Saúde dos Povos e do Planeta

Artigo de opinião publicado no “Diário de Notícias” de 19 janeiro 2022

A relação existente entre a Saúde da População e o Ambiente foi há muito identificada, analisada, comprovada e descrita com indiscutível fundamentação científica. Reciprocidade inquestionável. O primeiro trabalho escrito sobre o tema terá sido o “Tratado da Conservação da Saúde dos Povos” que o médico português Ribeiro Sanches (1699-1783) publicou em 1756. Fugido à Inquisição, Sanches editou, em Paris, o seu célebre “Tratado” que é, muito justamente, considerado obra precursora em Saúde Pública.

Passados 100 anos da publicação de Sanches, o médico inglês John Snow (1813-1858) demonstrou que a cólera, em 1856, no contexto da epidemia de Londres, era transmitida pela água de abastecimento captada no rio Tamisa a jusante dos esgotos aí lançados.

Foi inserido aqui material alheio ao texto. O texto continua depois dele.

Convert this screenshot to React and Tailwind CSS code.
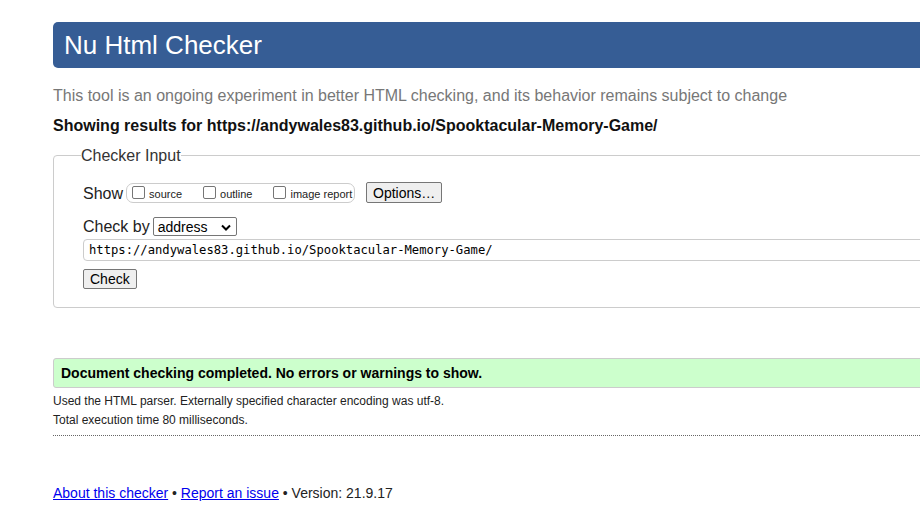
const Checkbox = ({ label }) => (
  <span className="flex flex-none items-center whitespace-nowrap">
    <span className="inline-block h-[13px] w-[13px] rounded-[2px] border border-[#767676] bg-white" />
    <span className="ml-[4px] mt-[3px] text-[11px] leading-[14px] text-[#222]">{label}</span>
  </span>
);

const App = () => {
  return (
    <div className="h-[528px] w-[920px] overflow-hidden bg-white font-['Liberation_Sans',Arial,sans-serif] text-[#222]">
      <div className="w-[1300px] pl-[53px] pt-[22px]">
        <div className="flex h-[46px] items-center rounded-l-[5px] bg-[#365d95] pl-[11px] text-[26px] text-white">
          Nu Html Checker
        </div>

        <p className="mt-[18px] text-[16px] leading-[19px] text-[#777]">
          This tool is an ongoing experiment in better HTML checking, and its behavior remains subject to change
        </p>
        <p className="mt-[11px] text-[16px] font-bold leading-[19px] text-[#111]">
          Showing results for https://andywales83.github.io/Spooktacular-Memory-Game/
        </p>

        <fieldset className="mt-[11px] w-[1100px] rounded-[4px] border border-[#ccc] px-[29px] pb-[16px]">
          <legend className="-ml-[2px] text-[16px] leading-[19px] text-[#333]">Checker Input</legend>

          <div className="mt-[17px] flex h-[21px] items-center">
            <span className="mt-[1px] text-[16px] leading-[19px]">Show</span>
            <div className="ml-[3px] flex h-[20px] w-[229px] flex-none items-center gap-[21px] rounded-[7px] border border-[#ccc] pl-[5px]">
              <Checkbox label="source" />
              <Checkbox label="outline" />
              <Checkbox label="image report" />
            </div>
            <button className="ml-[11px] h-[21px] rounded-[2px] border border-[#767676] bg-[#efefef] px-[6px] text-[14px] leading-[16px] text-black">
              Options…
            </button>
          </div>

          <div className="mt-[14px] flex h-[19px] items-center">
            <span className="text-[16px] leading-[19px]">Check by</span>
            <div className="ml-[3px] flex h-[19px] w-[84px] items-center justify-between rounded-[2px] border border-[#767676] bg-white pl-[4px] pr-[5px] text-[14px] leading-[16px] text-black">
              address
              <svg width="10" height="7" viewBox="0 0 10 7" className="mt-[1px]">
                <path d="M1 1.5 L5 5.5 L9 1.5" fill="none" stroke="#000" strokeWidth="2" />
              </svg>
            </div>
          </div>

          <div className="mt-[3px] flex h-[22px] items-center rounded-[4px] border border-[#ccc] pl-[5px] font-['DejaVu_Sans_Mono',monospace] text-[12.2px] text-black">
            https://andywales83.github.io/Spooktacular-Memory-Game/
          </div>

          <button className="mt-[8px] h-[20px] rounded-[2px] border border-[#767676] bg-[#efefef] px-[6px] text-[14px] leading-[16px] text-black">
            Check
          </button>
        </fieldset>

        <div className="mt-[50px] flex h-[30px] items-center rounded-l-[3px] border border-[#ccc] bg-[#ccffcc] pl-[7px] text-[14px] font-bold text-black">
          Document checking completed. No errors or warnings to show.
        </div>

        <div className="mt-[4px] border-b border-dotted border-[#666] pb-[5px] text-[12px] leading-[19px] text-[#222]">
          <p>Used the HTML parser. Externally specified character encoding was utf-8.</p>
          <p>Total execution time 80 milliseconds.</p>
        </div>

        <p className="mt-[49px] text-[14px] leading-[16px] text-[#222]">
          <a href="#" className="text-[#0000ee] underline">About this checker</a>
          {' • '}
          <a href="#" className="text-[#0000ee] underline">Report an issue</a>
          {' • Version: 21.9.17'}
        </p>
      </div>
    </div>
  );
};

export default App;
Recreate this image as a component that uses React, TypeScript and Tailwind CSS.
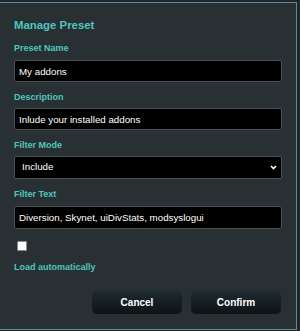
import { useState } from 'react';

const label = "block h-[12px] leading-[12px] text-[9px] font-bold text-[#4fc6bf]";
const field =
  "block w-[268px] bg-black border border-[#4b5053] rounded-[2px] px-[4px] text-[9.75px] text-white outline-none";

export default function App() {
  const [name, setName] = useState('My addons');
  const [desc, setDesc] = useState('Inlude your installed addons');
  const [mode, setMode] = useState('Include');
  const [filter, setFilter] = useState('Diversion, Skynet, uiDivStats, modsyslogui');
  const [autoLoad, setAutoLoad] = useState(false);

  return (
    <main
      className="w-[300px] h-[331px] bg-[#1f2528] pt-[2px] overflow-hidden"
      style={{ fontFamily: '"Liberation Sans", Arial, sans-serif' }}
    >
      {/* Modal, left edge runs off screen */}
      <div className="w-[297px] h-[328px] bg-[#283033] border-t border-r border-b border-[#62879a] px-[14px]">
        <h2 className="mt-[15px] h-[14px] leading-[14px] text-[11.4px] font-bold text-[#4fc6bf]">
          Manage Preset
        </h2>

        <label className={`${label} mt-[10px]`}>Preset Name</label>
        <input
          className={`${field} mt-[6px] h-[22px]`}
          value={name}
          onChange={(e) => setName(e.target.value)}
        />

        <label className={`${label} mt-[9px]`}>Description</label>
        <input
          className={`${field} mt-[5px] h-[22px]`}
          value={desc}
          onChange={(e) => setDesc(e.target.value)}
        />

        <label className={`${label} mt-[9px]`}>Filter Mode</label>
        <div className="relative mt-[5px] w-[268px]">
          <select
            className={`${field} h-[23px] pl-[7px] appearance-none`}
            value={mode}
            onChange={(e) => setMode(e.target.value)}
          >
            <option>Include</option>
            <option>Exclude</option>
          </select>
          <svg
            className="absolute right-[5px] top-[9px] pointer-events-none"
            width="7"
            height="5"
            viewBox="0 0 7 5"
          >
            <polyline points="1,1 3.5,3.5 6,1" fill="none" stroke="white" strokeWidth="1.6" />
          </svg>
        </div>

        <label className={`${label} mt-[9px]`}>Filter Text</label>
        <input
          className={`${field} mt-[6px] h-[23px]`}
          value={filter}
          onChange={(e) => setFilter(e.target.value)}
        />

        <input
          type="checkbox"
          checked={autoLoad}
          onChange={(e) => setAutoLoad(e.target.checked)}
          className="block appearance-none mt-[12px] ml-[3px] w-[10px] h-[10px] bg-white border border-[#8a8a8a] rounded-[1px]"
        />
        <label className={`${label} mt-[10px]`}>Load automatically</label>

        <div className="mt-[18px] w-[267px] flex justify-end gap-[9px]">
          <button className="w-[90px] h-[23px] rounded-[5px] bg-gradient-to-b from-[#1e2b31] to-[#0e1214] text-white text-[10px] font-bold">
            Cancel
          </button>
          <button className="w-[90px] h-[23px] rounded-[5px] bg-gradient-to-b from-[#1e2b31] to-[#0e1214] text-white text-[10px] font-bold">
            Confirm
          </button>
        </div>
      </div>
    </main>
  );
}
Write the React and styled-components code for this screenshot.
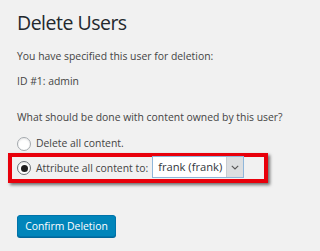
import styled, { createGlobalStyle } from 'styled-components';

const Global = createGlobalStyle`
  html, body {
    margin: 0;
    padding: 0;
    background: #f1f1f1;
  }
  body {
    font-family: "Open Sans", "Liberation Sans", sans-serif;
    color: #444;
  }
`;

const Page = styled.div`
  width: 300px;
  height: 251px;
  overflow: hidden;
  padding: 10px 17px 0;
  box-sizing: border-box;
`;

const Title = styled.h1`
  margin: 0;
  font-size: 19.5px;
  line-height: 26px;
  font-weight: 400;
  letter-spacing: -0.5px;
  color: #23282d;
`;

const Text = styled.p`
  margin: ${(p) => p.$top || 0}px 0 0;
  font-size: 10.4px;
  line-height: 16px;
  color: #444;
  white-space: nowrap;
`;

const Options = styled.div`
  margin-top: 7px;
  display: flex;
  flex-direction: column;
`;

const Option = styled.label`
  display: flex;
  align-items: center;
  gap: 5px;
  height: ${(p) => p.$h || 21}px;
  font-size: 10.4px;
  line-height: 16px;
  color: #444;
  white-space: nowrap;
`;

// rood kader om de gekozen optie
const Highlight = styled.div`
  margin-left: -9px;
  width: 260px;
  height: 30px;
  box-sizing: border-box;
  border: 4px solid #e8000b;
  box-shadow: 2px 2px 3px rgba(0, 0, 0, 0.55);
  padding-left: 5px;
`;

const Radio = styled.span`
  width: 14px;
  height: 14px;
  margin-top: ${(p) => p.$shift || 0}px;
  box-sizing: border-box;
  border-radius: 50%;
  border: 1px solid ${(p) => (p.$checked ? '#6b7177' : '#a3a8ad')};
  background: #fff;
  box-shadow: inset 0 1px 2px rgba(0, 0, 0, 0.1);
  display: flex;
  align-items: center;
  justify-content: center;
  flex: none;

  &::after {
    content: '';
    display: ${(p) => (p.$checked ? 'block' : 'none')};
    width: 7px;
    height: 7px;
    border-radius: 50%;
    background: #1e1e1e;
  }
`;

const Select = styled.div`
  align-self: flex-start;
  margin-top: -1px;
  margin-left: -1px;
  width: 92px;
  height: 22px;
  box-sizing: border-box;
  border: 1px solid #8fb6da;
  background: #fff;
  display: flex;
  align-items: stretch;
  font-size: 11.2px;
  color: #32373c;
`;

const SelectValue = styled.span`
  flex: 1;
  padding-left: 5px;
  line-height: 20px;
  white-space: nowrap;
`;

const Arrow = styled.span`
  width: 16px;
  background: #dcdee0;
  border-left: 1px solid #c9cdd1;
  display: flex;
  align-items: center;
  justify-content: center;
`;

const Button = styled.button`
  display: block;
  margin-top: 32px;
  width: 99px;
  height: 22px;
  padding: 0;
  border: 1px solid #0073aa;
  border-radius: 3px;
  background: #0085ba;
  color: #fff;
  font-family: "Open Sans", "Liberation Sans", sans-serif;
  font-size: 10.4px;
  line-height: 20px;
  box-shadow: 0 1px 0 #006799;
`;

export default function App() {
  return (
    <Page>
      <Global />
      <Title>Delete Users</Title>
      <Text $top={12}>You have specified this user for deletion:</Text>
      <Text $top={9}>ID #1: admin</Text>
      <Text $top={20}>What should be done with content owned by this user?</Text>
      <Options>
        <Option>
          <Radio $shift={3} />
          Delete all content.
        </Option>
        <Highlight>
          <Option $h={22}>
            <Radio $checked />
            Attribute all content to:
            <Select>
              <SelectValue>frank (frank)</SelectValue>
              <Arrow>
                <svg width="8" height="5" viewBox="0 0 8 5">
                  <path d="M0.8 0.8l3.2 3.2l3.2-3.2" fill="none" stroke="#555" strokeWidth="1.1" />
                </svg>
              </Arrow>
            </Select>
          </Option>
        </Highlight>
      </Options>
      <Button>Confirm Deletion</Button>
    </Page>
  );
}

Desde então, os planos para construir infraestruturas de saneamento básico ganharam novo interesse, particularmente nos centros urbanos da Europa.

Apesar do reconhecimento que essas infraestruturas estão associadas à promoção da Saúde Pública, por exemplo, ao assegurar a qualidade da água destinada a consumo humano, Portugal ficou para trás. Muito para trás. Tanto no tempo dos Braganças, como depois, durante a I República ou o Estado Novo, o valor das obras públicas para a conservação da saúde foi constantemente ignorado. Neste domínio, como em tantos outros, foi 1974 a marcar a distinção entre o tempo antes e o tempo depois.

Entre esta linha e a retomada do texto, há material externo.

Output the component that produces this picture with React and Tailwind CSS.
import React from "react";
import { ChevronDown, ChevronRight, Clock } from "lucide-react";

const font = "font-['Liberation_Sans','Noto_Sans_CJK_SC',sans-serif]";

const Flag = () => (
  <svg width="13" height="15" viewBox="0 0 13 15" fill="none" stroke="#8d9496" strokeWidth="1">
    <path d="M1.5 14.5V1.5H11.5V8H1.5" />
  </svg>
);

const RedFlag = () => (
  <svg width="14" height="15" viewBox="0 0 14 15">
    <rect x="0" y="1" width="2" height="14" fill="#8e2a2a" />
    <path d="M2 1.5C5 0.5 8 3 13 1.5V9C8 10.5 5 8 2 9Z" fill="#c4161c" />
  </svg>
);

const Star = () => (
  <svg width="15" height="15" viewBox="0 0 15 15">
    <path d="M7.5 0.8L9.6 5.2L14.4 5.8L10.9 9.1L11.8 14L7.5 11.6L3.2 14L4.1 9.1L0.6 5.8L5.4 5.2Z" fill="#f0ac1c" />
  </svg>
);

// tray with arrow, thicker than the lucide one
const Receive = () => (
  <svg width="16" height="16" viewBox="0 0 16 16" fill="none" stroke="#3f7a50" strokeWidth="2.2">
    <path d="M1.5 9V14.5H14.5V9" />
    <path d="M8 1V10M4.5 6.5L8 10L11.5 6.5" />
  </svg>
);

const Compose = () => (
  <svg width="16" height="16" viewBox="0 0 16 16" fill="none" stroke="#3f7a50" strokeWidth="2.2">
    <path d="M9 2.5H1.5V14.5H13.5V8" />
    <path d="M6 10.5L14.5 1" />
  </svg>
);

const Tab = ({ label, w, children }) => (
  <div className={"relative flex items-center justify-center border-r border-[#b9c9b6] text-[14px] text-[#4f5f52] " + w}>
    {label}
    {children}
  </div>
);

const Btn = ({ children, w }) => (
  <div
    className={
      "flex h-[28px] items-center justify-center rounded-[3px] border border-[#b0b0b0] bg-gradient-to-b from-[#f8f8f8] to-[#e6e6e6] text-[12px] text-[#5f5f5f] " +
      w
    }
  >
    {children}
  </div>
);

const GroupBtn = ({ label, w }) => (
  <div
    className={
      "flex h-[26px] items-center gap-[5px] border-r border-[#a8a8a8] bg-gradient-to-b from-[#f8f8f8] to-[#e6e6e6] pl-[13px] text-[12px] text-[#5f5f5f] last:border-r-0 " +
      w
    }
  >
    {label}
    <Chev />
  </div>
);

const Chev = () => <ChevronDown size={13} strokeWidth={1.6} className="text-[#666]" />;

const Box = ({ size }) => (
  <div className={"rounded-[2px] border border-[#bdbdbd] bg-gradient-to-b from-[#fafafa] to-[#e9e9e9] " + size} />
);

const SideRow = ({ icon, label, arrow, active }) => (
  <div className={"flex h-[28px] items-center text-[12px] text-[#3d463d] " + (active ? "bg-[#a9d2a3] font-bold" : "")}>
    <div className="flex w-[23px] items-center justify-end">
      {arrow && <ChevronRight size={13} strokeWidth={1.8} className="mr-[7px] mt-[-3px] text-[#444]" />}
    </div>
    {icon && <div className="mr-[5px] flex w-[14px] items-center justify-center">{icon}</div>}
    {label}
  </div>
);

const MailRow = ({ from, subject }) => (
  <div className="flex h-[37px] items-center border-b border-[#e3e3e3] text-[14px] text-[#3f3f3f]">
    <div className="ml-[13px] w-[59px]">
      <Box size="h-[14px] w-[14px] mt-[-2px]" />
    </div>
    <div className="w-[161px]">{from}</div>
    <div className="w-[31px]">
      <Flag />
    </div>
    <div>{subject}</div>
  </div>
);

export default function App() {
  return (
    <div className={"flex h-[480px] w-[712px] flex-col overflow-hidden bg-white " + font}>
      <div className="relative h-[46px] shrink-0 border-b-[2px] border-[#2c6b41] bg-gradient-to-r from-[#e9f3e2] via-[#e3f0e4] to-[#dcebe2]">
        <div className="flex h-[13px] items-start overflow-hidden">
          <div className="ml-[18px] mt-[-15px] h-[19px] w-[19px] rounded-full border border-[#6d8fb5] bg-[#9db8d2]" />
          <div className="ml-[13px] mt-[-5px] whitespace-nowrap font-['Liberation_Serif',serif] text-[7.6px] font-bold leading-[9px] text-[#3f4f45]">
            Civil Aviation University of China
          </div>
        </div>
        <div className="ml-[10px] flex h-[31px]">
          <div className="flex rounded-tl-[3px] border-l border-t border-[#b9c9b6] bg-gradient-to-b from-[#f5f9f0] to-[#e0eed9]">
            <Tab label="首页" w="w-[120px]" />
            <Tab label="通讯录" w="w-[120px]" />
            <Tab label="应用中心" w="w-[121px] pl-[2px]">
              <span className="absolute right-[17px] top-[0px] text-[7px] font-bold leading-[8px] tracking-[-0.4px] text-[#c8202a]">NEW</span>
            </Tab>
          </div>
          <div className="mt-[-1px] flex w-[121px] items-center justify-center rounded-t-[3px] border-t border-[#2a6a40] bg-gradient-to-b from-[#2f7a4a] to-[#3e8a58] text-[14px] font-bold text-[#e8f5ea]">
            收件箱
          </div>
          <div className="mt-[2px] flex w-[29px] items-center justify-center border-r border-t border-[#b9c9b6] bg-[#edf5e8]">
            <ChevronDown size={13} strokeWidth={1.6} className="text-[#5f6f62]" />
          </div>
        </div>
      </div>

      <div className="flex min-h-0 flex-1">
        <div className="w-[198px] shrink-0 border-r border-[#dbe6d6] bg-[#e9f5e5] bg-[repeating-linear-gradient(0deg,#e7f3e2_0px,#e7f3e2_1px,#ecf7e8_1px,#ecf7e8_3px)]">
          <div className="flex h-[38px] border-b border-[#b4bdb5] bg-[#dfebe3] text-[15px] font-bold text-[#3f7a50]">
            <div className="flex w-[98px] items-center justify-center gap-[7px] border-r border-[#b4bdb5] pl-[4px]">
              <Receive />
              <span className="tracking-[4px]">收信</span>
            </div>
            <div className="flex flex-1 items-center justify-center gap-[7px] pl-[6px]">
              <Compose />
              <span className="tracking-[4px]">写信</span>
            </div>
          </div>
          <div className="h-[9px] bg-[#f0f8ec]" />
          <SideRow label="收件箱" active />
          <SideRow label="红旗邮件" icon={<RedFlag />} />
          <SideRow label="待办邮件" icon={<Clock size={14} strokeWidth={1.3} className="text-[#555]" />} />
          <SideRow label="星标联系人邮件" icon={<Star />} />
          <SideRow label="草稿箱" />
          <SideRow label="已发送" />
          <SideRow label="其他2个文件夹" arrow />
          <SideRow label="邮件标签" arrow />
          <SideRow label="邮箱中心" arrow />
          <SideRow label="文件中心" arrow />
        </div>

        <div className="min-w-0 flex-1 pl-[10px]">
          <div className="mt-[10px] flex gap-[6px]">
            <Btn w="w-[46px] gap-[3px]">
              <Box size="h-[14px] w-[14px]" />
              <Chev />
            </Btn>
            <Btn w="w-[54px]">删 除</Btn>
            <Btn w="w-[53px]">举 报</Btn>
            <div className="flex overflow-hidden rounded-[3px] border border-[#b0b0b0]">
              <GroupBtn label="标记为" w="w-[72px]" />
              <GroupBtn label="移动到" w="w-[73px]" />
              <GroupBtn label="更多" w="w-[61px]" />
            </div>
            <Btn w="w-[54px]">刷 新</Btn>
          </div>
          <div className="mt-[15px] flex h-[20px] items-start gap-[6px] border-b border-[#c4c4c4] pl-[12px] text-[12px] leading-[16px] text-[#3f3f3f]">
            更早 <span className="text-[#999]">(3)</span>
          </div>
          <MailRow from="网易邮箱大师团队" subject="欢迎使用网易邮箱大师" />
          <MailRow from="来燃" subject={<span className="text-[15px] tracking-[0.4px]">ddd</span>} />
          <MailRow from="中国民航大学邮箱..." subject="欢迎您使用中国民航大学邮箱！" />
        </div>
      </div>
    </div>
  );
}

A partir daí, é o próprio País que se atualiza progressivamente. Governo, câmaras municipais e juntas de freguesia mobilizam engenheiros, arquitetos e empreiteiros de construção civil. Nas cidades, vilas e aldeias sucedem-se grandes obras quer para construírem sistemas de aprovisionamento de água potável e de esgotos quer, também, de recolha e tratamento de resíduos sólidos. Portugal avança no sentido do desenvolvimento sanitário. Há mais cuidado com a preservação ambiental. As doenças infeciosas de transmissão hídrica (de natureza bacteriana ou viral) são prevenidas e controladas. A cólera e a hepatite A, bem conhecidas de todos os portugueses até 1977, deixam de representar problemas em Saúde Pública como anteriormente acontecia.

A poluição ambiental (solo, água e atmosfera) é, finalmente, reconhecida como ameaça séria. O Estado, então, aprova novas leis e cria departamentos especializados em preservação do ambiente.

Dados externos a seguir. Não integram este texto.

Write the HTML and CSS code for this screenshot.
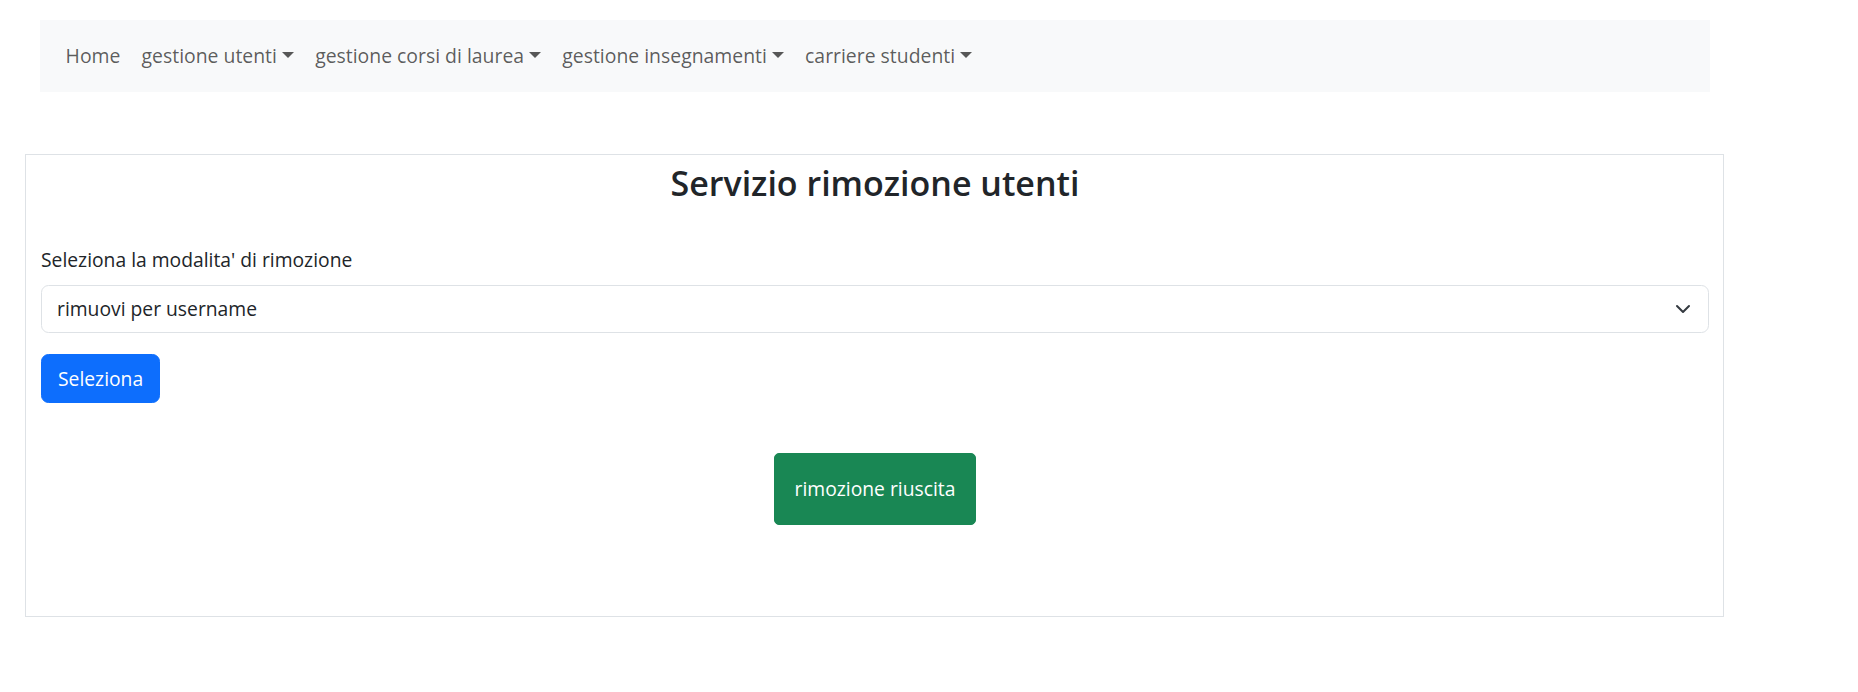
FILE: index.html
```html
<!DOCTYPE html>
<html lang="it">
<head>
<meta charset="utf-8">
<title>Servizio rimozione utenti</title>
<link rel="stylesheet" href="styles.css">
</head>
<body>
<nav class="navbar">
  <ul class="nav-list">
    <li><a class="nav-link" href="#">Home</a></li>
    <li><a class="nav-link dropdown" href="#">gestione utenti</a></li>
    <li><a class="nav-link dropdown" href="#">gestione corsi di laurea</a></li>
    <li><a class="nav-link dropdown" href="#">gestione insegnamenti</a></li>
    <li><a class="nav-link dropdown" href="#">carriere studenti</a></li>
  </ul>
</nav>

<main class="card">
  <h2 class="card-title">Servizio rimozione utenti</h2>
  <form class="form">
    <label class="form-label" for="modalita">Seleziona la modalita' di rimozione</label>
    <div class="select-wrap">
      <select class="form-select" id="modalita">
        <option>rimuovi per username</option>
      </select>
      <svg class="select-chevron" width="16" height="16" viewBox="0 0 16 16" aria-hidden="true"><path d="m2 5 6 6 6-6" fill="none" stroke="#343a40" stroke-width="2" stroke-linecap="round" stroke-linejoin="round"/></svg>
    </div>
    <button type="button" class="btn-primary">Seleziona</button>
  </form>
  <div class="result">
    <div class="result-box">rimozione riuscita</div>
  </div>
</main>
</body>
</html>
```
FILE: styles.css
```css
* { box-sizing: border-box; }

body {
  margin: 0;
  font-family: "Open Sans", "Noto Sans", sans-serif;
  font-size: 19.3px;
  line-height: 30px;
  color: #212529;
  background: #fff;
}

.navbar {
  margin: 20px 0 0 40px;
  width: 1670px;
  height: 72px;
  background: #f8f9fa;
  padding: 11px 15px;
  display: flex;
  align-items: center;
}

.nav-list {
  list-style: none;
  margin: 0;
  padding: 0;
  display: flex;
}

.nav-link {
  display: block;
  padding: 10px 10.6px;
  font-size: 19.4px;
  color: rgba(0, 0, 0, 0.65);
  text-decoration: none;
}

.dropdown::after {
  content: "";
  display: inline-block;
  margin-left: 5px;
  vertical-align: 5px;
  border-top: 6px solid;
  border-left: 6px solid transparent;
  border-right: 6px solid transparent;
  border-bottom: 0;
}

.card {
  display: block;
  margin: 62px 0 0 25px;
  width: 1699px;
  border: 1px solid #dee2e6;
  padding: 0 14px 91px 15px;
}

.card-title {
  margin: 7px 0 41px;
  font-size: 34px;
  font-weight: 600;
  line-height: 42px;
  text-align: center;
  color: #212529;
}

.form {
  display: flex;
  flex-direction: column;
  align-items: flex-start;
}

.form-label {
  display: block;
  margin-bottom: 10px;
}

.select-wrap {
  position: relative;
  width: 100%;
}

.form-select {
  display: block;
  width: 100%;
  height: 48px;
  margin: 0;
  padding: 0 50px 0 15px;
  font: inherit;
  line-height: 30px;
  color: #212529;
  background: #fff;
  border: 1px solid #dee2e6;
  border-radius: 7.5px;
  appearance: none;
  -webkit-appearance: none;
  outline: none;
}

.select-chevron {
  position: absolute;
  right: 18px;
  top: 16px;
  pointer-events: none;
}

.btn-primary {
  margin-top: 21px;
  height: 49px;
  padding: 0 16px;
  font: inherit;
  line-height: 30px;
  color: #fff;
  background: #0d6efd;
  border: 1px solid #0d6efd;
  border-radius: 7.5px;
}

.result {
  display: flex;
  justify-content: center;
  margin-top: 50px;
}

.result-box {
  padding: 20px 20px;
  color: #fff;
  background: #198754;
  border: 1px solid #198754;
  border-radius: 5px;
}
```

Simultaneamente, a nível mundial, manifestam-se preocupações sobre os efeitos das alterações climáticas. Exigem-se novos combates e novas medidas para proteção de pessoas e do Planeta.

Observe-se.

É a ação humana, em especial ao longo do século XX, que está na origem da emissão para a atmosfera de gases de efeito estufa (dióxido de carbono, metano…), causadores da transição climática, traduzida pelo aquecimento da Terra.

Imagine-se, como mero exercício intelectual, como seria, em 1900, o ambiente de uma qualquer capital europeia circundada por áreas suburbanas. Imagine-se, logo a seguir, como essa mesma cidade era no ano 2000. Notem-se as alterações dos dois retratos da própria cidade separados somente por 100 anos. As diferenças em número e densidade de unidades fabris, emissão de gases poluentes, combustão de motores alimentada por combustíveis fosseis, tráfego automóvel, transportes públicos, de mercadorias e transportes marítimos de carga ou de turismo e de aviões que aterram e descolam de aeroportos ao redor do centro urbano.

Repare-se, igualmente, que os cientistas estimam que a formação da Terra ocorreu há mais de quatro mil milhões de anos (4 000 000 000), mas que o exercício acima proposto focou a transformação do modo de vida de uma cidade em cem anos (100).

Transição climática poderá ter sempre existido ao longo de 4 mil milhões de anos. Mas, agora, nos últimos 100 anos, há um novo problema, provocado pelo Homem, expresso pela aceleração do processo de transição do clima de crescente aquecimento.

A questão ecológica que se coloca é tudo fazer para desacelerar a transição climática na perspetiva da conservação do Planeta e de quem o habita.